Our world is full of fear and challenges. Now more than ever, we are aware of the fragility of human life. Yet, what is more dangerous about the threats of our time is the fear they are triggering within us. I invite you this week to read the news with these four fears in mind: Competence, acceptance, control, and survival. See which one or two are being triggered. Another challenge is to consider your interactions and agitated thoughts this week. Pay attention without judgment to these basic fears as they arise in you.
Once you recognize and name your fears, then you can offer them to God as they are, asking for guidance and help. This is not asking God to take away your fear because fear is part of life. It is instead about learning to not let our fears dominate the scene. Repressed or unrecognized fears are often more harmful to us and our loved ones. Repressed fears often blindside us. But when we recognize our needs that are being triggered by fear, we can then allow God to show us a path forward through love and faith. We cannot conquer our fears and we cannot avoid them. Our work is to engage them through faith and a community of trust where we find our footing knowing that nothing in this life or in the life to come can separate us from the love of God.
“Do not be afraid.

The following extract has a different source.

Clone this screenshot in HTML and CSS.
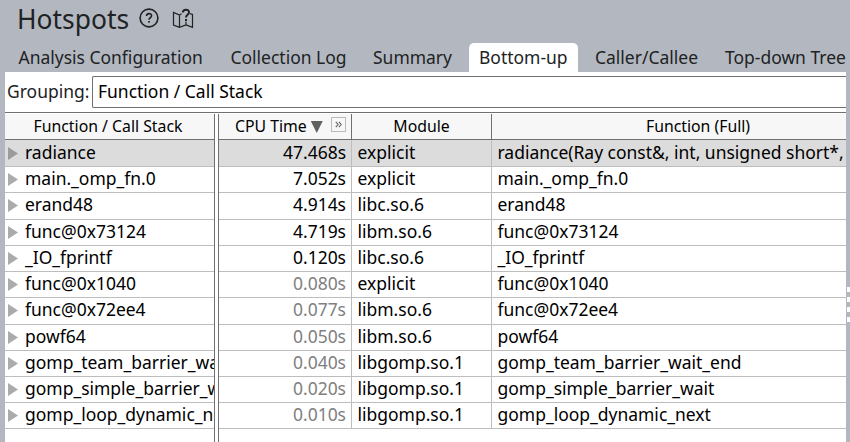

I am with you always.” Matthew 28:10, 20
Our heart is comforted
in its awareness of You
Soul within our soul
Life within all life.
Our heart is comforted
in remembering You
Giver of this day
Gift of every moment.
May we be bearers of comfort.
May we be strong in our soul
to cry at the wrongs of nations
to weep with the bleeding earth
to mourn with those who mourn this night
in the loss of life and lands
in the loss of dreams and hope.
May we be strong in our soul this night.